# Ion Dissonance bass tuning.



## LukeNL (Aug 18, 2011)

I recently got into ion dissonance and found out about the sickly tuning on their last album cursed, know with the guitar downtuned that much. What did they do with the bass? If they tuned it down that much as well i really need to get some isolated tracks of it xd.


----------



## Ishan (Aug 18, 2011)

The bass is an octave down, I don't remember the wacky tuning tho


----------



## LukeNL (Aug 18, 2011)

D#G#C#F#C#F#A#D# on guitar, an octave down. I actually made a note of it on my laptop xd. At least for cursed. I still think nobody knows what they tuned on the other albums xd. For such an interesting band, it's to bad i can find next to nothing about the bass tracking.


----------



## simonXsludge (Aug 18, 2011)

LukeNL said:


> D#G#C#F#C#F#A#D# on guitar


you sure with dat tuning? if it's correct, the old stuff is just minus the low D#, because they are playing all the old stuff on those 8's as well and i know the lowest note was G# on all their old recordings.

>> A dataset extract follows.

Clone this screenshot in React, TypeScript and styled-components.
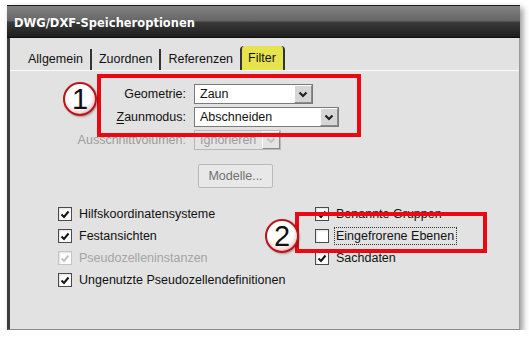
import React from 'react';
import styled, { createGlobalStyle, css } from 'styled-components';

const GlobalStyle = createGlobalStyle`
  html, body {
    margin: 0;
    background: #fff;
  }
  body {
    font-family: 'Liberation Sans', Arial, sans-serif;
    font-size: 12.5px;
    color: #111;
  }
`;

const Page = styled.div`
  padding: 5px 0 0 7px;
`;

const Window = styled.div`
  position: relative;
  width: 513px;
  height: 325px;
  display: flex;
  flex-direction: column;
  box-shadow: 3px 3px 6px rgba(0, 0, 0, 0.4);
`;

const TitleBar = styled.div`
  height: 33px;
  box-sizing: border-box;
  padding: 3px 0 0 7px;
  display: flex;
  align-items: center;
  border-top: 1px solid #1c1c1c;
  border-bottom: 1px solid #0e0e0e;
  background: linear-gradient(#828282 0%, #666 48%, #3a3a3a 52%, #1e1e1e 100%);
  color: #fff;
  font: bold 11.5px 'DejaVu Sans', Verdana, sans-serif;
`;

const Body = styled.div`
  flex: 1;
  display: flex;
  flex-direction: column;
  background: #e2e2e2;
  border-left: 3px solid #3c3c3c;
  border-right: 1px solid #9a9a9a;
  border-bottom: 1px solid #8a8a8a;
`;

const TabRow = styled.div`
  height: 33px;
  box-sizing: border-box;
  display: flex;
  align-items: flex-end;
  padding-left: 11px;
  border-bottom: 1px solid #fbfbfb;
`;

const Tab = styled.div<{ $active?: boolean }>`
  height: 21px;
  box-sizing: border-box;
  padding: 0 7px 1px;
  display: flex;
  align-items: center;
  border-right: 2px solid #333;
  ${(p) =>
    p.$active &&
    css`
      height: 24px;
      margin-left: -2px;
      padding: 0 7px 0 6px;
      background: #e6e34e;
      border-left: 2px solid #333;
      border-radius: 4px 4px 0 0;
    `}
`;

const Panel = styled.div`
  padding-top: 13px;
`;

const FormGrid = styled.div`
  display: grid;
  grid-template-columns: 176px auto;
  column-gap: 8px;
  row-gap: 3px;
  align-items: center;
`;

const Label = styled.span<{ $disabled?: boolean }>`
  text-align: right;
  color: ${(p) => (p.$disabled ? '#9c9c9c' : '#111')};

  u {
    text-decoration-thickness: 1px;
    text-underline-offset: 2px;
  }
`;

const Combo = styled.div<{ $width: number; $disabled?: boolean }>`
  width: ${(p) => p.$width}px;
  height: 20px;
  box-sizing: border-box;
  display: flex;
  align-items: center;
  justify-self: start;
  background: ${(p) => (p.$disabled ? '#e4e4e4' : '#fff')};
  border: 1px solid ${(p) => (p.$disabled ? '#b8b8b8' : '#7a7a7a')};
  color: ${(p) => (p.$disabled ? '#9c9c9c' : '#111')};
`;

const ComboText = styled.span`
  flex: 1;
  padding-left: 5px;
`;

const ComboButton = styled.div<{ $disabled?: boolean }>`
  width: 18px;
  height: 18px;
  box-sizing: border-box;
  display: flex;
  align-items: center;
  justify-content: center;
  background: ${(p) => (p.$disabled ? '#e4e4e4' : '#d6d6d6')};
  border: 1px solid #fdfdfd;
  border-right-color: #8a8a8a;
  border-bottom-color: #8a8a8a;
`;

const PushButton = styled.div`
  grid-column: 2;
  justify-self: start;
  margin: 11px 0 0 4px;
  width: 75px;
  height: 24px;
  box-sizing: border-box;
  display: flex;
  align-items: center;
  justify-content: center;
  background: #e8e8e8;
  border: 1px solid #b9b9b9;
  border-radius: 2px;
  color: #707070;
`;

const CheckGrid = styled.div`
  margin-top: 15px;
  padding-left: 48px;
  display: grid;
  grid-template-columns: 257px auto;
`;

const CheckColumn = styled.div`
  display: flex;
  flex-direction: column;
`;

const CheckRow = styled.div<{ $disabled?: boolean }>`
  height: 22px;
  display: flex;
  align-items: center;
  gap: 7px;
  color: ${(p) => (p.$disabled ? '#a4a4a4' : '#111')};
`;

const Box = styled.div<{ $disabled?: boolean }>`
  width: 14px;
  height: 14px;
  box-sizing: border-box;
  display: flex;
  align-items: center;
  justify-content: center;
  background: #fff;
  border: 1px solid ${(p) => (p.$disabled ? '#c4c4c4' : '#4a4a4a')};
  box-shadow: inset 1px 1px 2px rgba(0, 0, 0, 0.12);
`;

const FocusText = styled.span`
  outline: 1px dotted #333;
  outline-offset: 1px;
  padding-right: 1px;
`;

const Marker = styled.div<{ $x: number; $y: number; $w: number; $h: number }>`
  position: absolute;
  left: ${(p) => p.$x}px;
  top: ${(p) => p.$y}px;
  width: ${(p) => p.$w}px;
  height: ${(p) => p.$h}px;
  box-sizing: border-box;
  border: 4px solid #ec0812;
  pointer-events: none;
`;

const Badge = styled.div<{ $x: number; $y: number }>`
  position: absolute;
  left: ${(p) => p.$x}px;
  top: ${(p) => p.$y}px;
  width: 34px;
  height: 34px;
  box-sizing: border-box;
  border-radius: 50%;
  display: flex;
  align-items: center;
  justify-content: center;
  border: 2px solid #b8141a;
  background: radial-gradient(circle at 45% 40%, #fff 0%, #fff 50%, #f6d6d6 68%, #dd4a4a 88%, #c01a20 100%);
  box-shadow: 1px 1px 2px rgba(0, 0, 0, 0.3);
  font: 29px 'Liberation Sans', Arial, sans-serif;
  line-height: 1;
  color: #111;
`;

const Chevron = ({ disabled }: { disabled?: boolean }) => (
  <svg width="10" height="7" viewBox="0 0 10 7">
    <polyline
      points="1.5,1.5 5,5 8.5,1.5"
      fill="none"
      stroke={disabled ? '#c4c4c4' : '#222'}
      strokeWidth="2.2"
    />
  </svg>
);

const Tick = ({ disabled }: { disabled?: boolean }) => (
  <svg width="10" height="9" viewBox="0 0 10 9">
    <polyline
      points="1.5,4.5 4,7 8.5,1.5"
      fill="none"
      stroke={disabled ? '#c4c4c4' : '#151515'}
      strokeWidth="2"
    />
  </svg>
);

type CheckProps = { label: string; checked?: boolean; disabled?: boolean; focused?: boolean };

const Check = ({ label, checked, disabled, focused }: CheckProps) => (
  <CheckRow $disabled={disabled}>
    <Box $disabled={disabled}>{checked && <Tick disabled={disabled} />}</Box>
    {focused ? <FocusText>{label}</FocusText> : <span>{label}</span>}
  </CheckRow>
);

const App = () => {
  return (
    <Page>
      <GlobalStyle />
      <Window>
        <TitleBar>DWG/DXF-Speicheroptionen</TitleBar>
        <Body>
          <TabRow>
            <Tab>Allgemein</Tab>
            <Tab>Zuordnen</Tab>
            <Tab>Referenzen</Tab>
            <Tab $active>Filter</Tab>
          </TabRow>
          <Panel>
            <FormGrid>
              <Label>Geometrie:</Label>
              <Combo $width={119}>
                <ComboText>Zaun</ComboText>
                <ComboButton>
                  <Chevron />
                </ComboButton>
              </Combo>
              <Label>
                <u>Z</u>aunmodus:
              </Label>
              <Combo $width={145}>
                <ComboText>Abschneiden</ComboText>
                <ComboButton>
                  <Chevron />
                </ComboButton>
              </Combo>
              <Label $disabled>Ausschnittvolumen:</Label>
              <Combo $width={87} $disabled>
                <ComboText>Ignorieren</ComboText>
                <ComboButton $disabled>
                  <Chevron disabled />
                </ComboButton>
              </Combo>
              <PushButton>Modelle...</PushButton>
            </FormGrid>
            <CheckGrid>
              <CheckColumn>
                <Check label="Hilfskoordinatensysteme" checked />
                <Check label="Festansichten" checked />
                <Check label="Pseudozelleninstanzen" checked disabled />
                <Check label="Ungenutzte Pseudozellendefinitionen" checked />
              </CheckColumn>
              <CheckColumn>
                <Check label="Benannte Gruppen" checked />
                <Check label="Eingefrorene Ebenen" focused />
                <Check label="Sachdaten" checked />
              </CheckColumn>
            </CheckGrid>
          </Panel>
        </Body>
        <Marker $x={90} $y={69} $w={264} $h={63} />
        <Marker $x={288} $y={207} $w={192} $h={41} />
        <Badge $x={56} $y={77}>1</Badge>
        <Badge $x={258} $y={214}>2</Badge>
      </Window>
    </Page>
  );
};

export default App;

however, i don't think the bass is an octave lower.


----------



## LukeNL (Aug 19, 2011)

I'm pretty sure, i got it from an interview with the band itself. You see them discussing if they're gonna tell the tuning or not. So either they're screwing with us or it really is this xd. Still not sure what they really did with the bass, i think that at least on the older recordings it was an octave down.


----------



## thedarkoceans (Aug 20, 2011)

well,Mr. Lussier,the guitarist told me that on the last album the bass was matching the drop D# going up,like meshuggah (NO OCTAVE DOWN).


----------



## MTech (Aug 20, 2011)

I'm pretty sure they tuned up because the studio string order was huge guitar strings not huge bass strings like say ATB who tune the bass clear down to F.


----------